> **Instruction**
Copy the material that follows word for word and omit its pictures.

> **Material**
▼

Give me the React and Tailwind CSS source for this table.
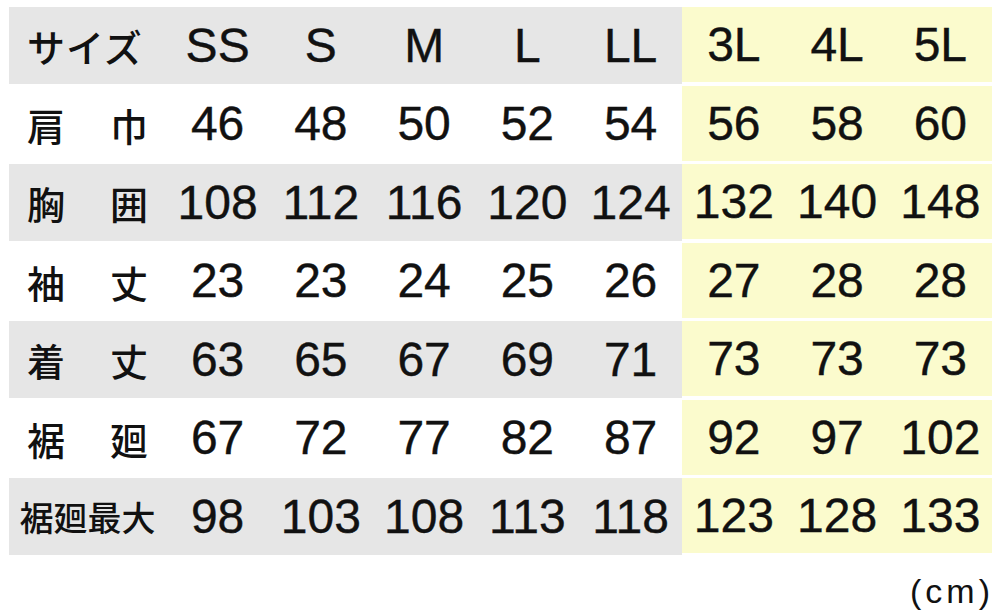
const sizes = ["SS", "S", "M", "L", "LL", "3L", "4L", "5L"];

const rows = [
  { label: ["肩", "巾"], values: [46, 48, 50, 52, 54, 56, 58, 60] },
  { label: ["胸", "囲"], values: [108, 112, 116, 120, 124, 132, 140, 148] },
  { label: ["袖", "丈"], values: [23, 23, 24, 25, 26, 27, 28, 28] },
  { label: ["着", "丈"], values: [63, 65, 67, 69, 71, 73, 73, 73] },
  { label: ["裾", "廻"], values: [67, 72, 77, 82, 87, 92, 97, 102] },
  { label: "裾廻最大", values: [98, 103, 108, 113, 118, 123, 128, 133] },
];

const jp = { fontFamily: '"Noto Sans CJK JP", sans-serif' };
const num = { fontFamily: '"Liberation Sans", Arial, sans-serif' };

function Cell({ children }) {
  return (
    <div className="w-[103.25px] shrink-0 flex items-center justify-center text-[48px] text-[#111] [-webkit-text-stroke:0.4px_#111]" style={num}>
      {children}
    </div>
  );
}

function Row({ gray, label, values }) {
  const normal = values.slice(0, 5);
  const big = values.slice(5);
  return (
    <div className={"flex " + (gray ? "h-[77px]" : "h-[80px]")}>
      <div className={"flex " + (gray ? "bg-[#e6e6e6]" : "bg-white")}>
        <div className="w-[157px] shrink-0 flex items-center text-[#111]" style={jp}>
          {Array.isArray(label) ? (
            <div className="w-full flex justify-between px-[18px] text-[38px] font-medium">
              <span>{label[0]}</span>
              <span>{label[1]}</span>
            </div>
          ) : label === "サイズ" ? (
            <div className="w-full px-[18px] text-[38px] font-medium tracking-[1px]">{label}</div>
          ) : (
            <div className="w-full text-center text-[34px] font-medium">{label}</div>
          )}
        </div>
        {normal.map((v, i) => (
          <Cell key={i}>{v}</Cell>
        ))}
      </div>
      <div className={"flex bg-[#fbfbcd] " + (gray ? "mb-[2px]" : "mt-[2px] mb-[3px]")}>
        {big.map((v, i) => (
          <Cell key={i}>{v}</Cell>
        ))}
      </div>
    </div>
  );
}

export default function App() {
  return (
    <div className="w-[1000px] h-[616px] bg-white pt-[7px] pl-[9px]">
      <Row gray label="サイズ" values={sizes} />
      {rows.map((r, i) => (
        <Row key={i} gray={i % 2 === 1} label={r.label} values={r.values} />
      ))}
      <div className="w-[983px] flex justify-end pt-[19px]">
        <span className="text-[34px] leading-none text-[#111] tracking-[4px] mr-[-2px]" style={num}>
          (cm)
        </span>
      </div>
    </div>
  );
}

▲

> **Problem solution**
Give me the React and Tailwind CSS source for this table.
const sizes = ["SS", "S", "M", "L", "LL", "3L", "4L", "5L"];

const rows = [
  { label: ["肩", "巾"], values: [46, 48, 50, 52, 54, 56, 58, 60] },
  { label: ["胸", "囲"], values: [108, 112, 116, 120, 124, 132, 140, 148] },
  { label: ["袖", "丈"], values: [23, 23, 24, 25, 26, 27, 28, 28] },
  { label: ["着", "丈"], values: [63, 65, 67, 69, 71, 73, 73, 73] },
  { label: ["裾", "廻"], values: [67, 72, 77, 82, 87, 92, 97, 102] },
  { label: "裾廻最大", values: [98, 103, 108, 113, 118, 123, 128, 133] },
];

const jp = { fontFamily: '"Noto Sans CJK JP", sans-serif' };
const num = { fontFamily: '"Liberation Sans", Arial, sans-serif' };

function Cell({ children }) {
  return (
    <div className="w-[103.25px] shrink-0 flex items-center justify-center text-[48px] text-[#111] [-webkit-text-stroke:0.4px_#111]" style={num}>
      {children}
    </div>
  );
}

function Row({ gray, label, values }) {
  const normal = values.slice(0, 5);
  const big = values.slice(5);
  return (
    <div className={"flex " + (gray ? "h-[77px]" : "h-[80px]")}>
      <div className={"flex " + (gray ? "bg-[#e6e6e6]" : "bg-white")}>
        <div className="w-[157px] shrink-0 flex items-center text-[#111]" style={jp}>
          {Array.isArray(label) ? (
            <div className="w-full flex justify-between px-[18px] text-[38px] font-medium">
              <span>{label[0]}</span>
              <span>{label[1]}</span>
            </div>
          ) : label === "サイズ" ? (
            <div className="w-full px-[18px] text-[38px] font-medium tracking-[1px]">{label}</div>
          ) : (
            <div className="w-full text-center text-[34px] font-medium">{label}</div>
          )}
        </div>
        {normal.map((v, i) => (
          <Cell key={i}>{v}</Cell>
        ))}
      </div>
      <div className={"flex bg-[#fbfbcd] " + (gray ? "mb-[2px]" : "mt-[2px] mb-[3px]")}>
        {big.map((v, i) => (
          <Cell key={i}>{v}</Cell>
        ))}
      </div>
    </div>
  );
}

export default function App() {
  return (
    <div className="w-[1000px] h-[616px] bg-white pt-[7px] pl-[9px]">
      <Row gray label="サイズ" values={sizes} />
      {rows.map((r, i) => (
        <Row key={i} gray={i % 2 === 1} label={r.label} values={r.values} />
      ))}
      <div className="w-[983px] flex justify-end pt-[19px]">
        <span className="text-[34px] leading-none text-[#111] tracking-[4px] mr-[-2px]" style={num}>
          (cm)
        </span>
      </div>
    </div>
  );
}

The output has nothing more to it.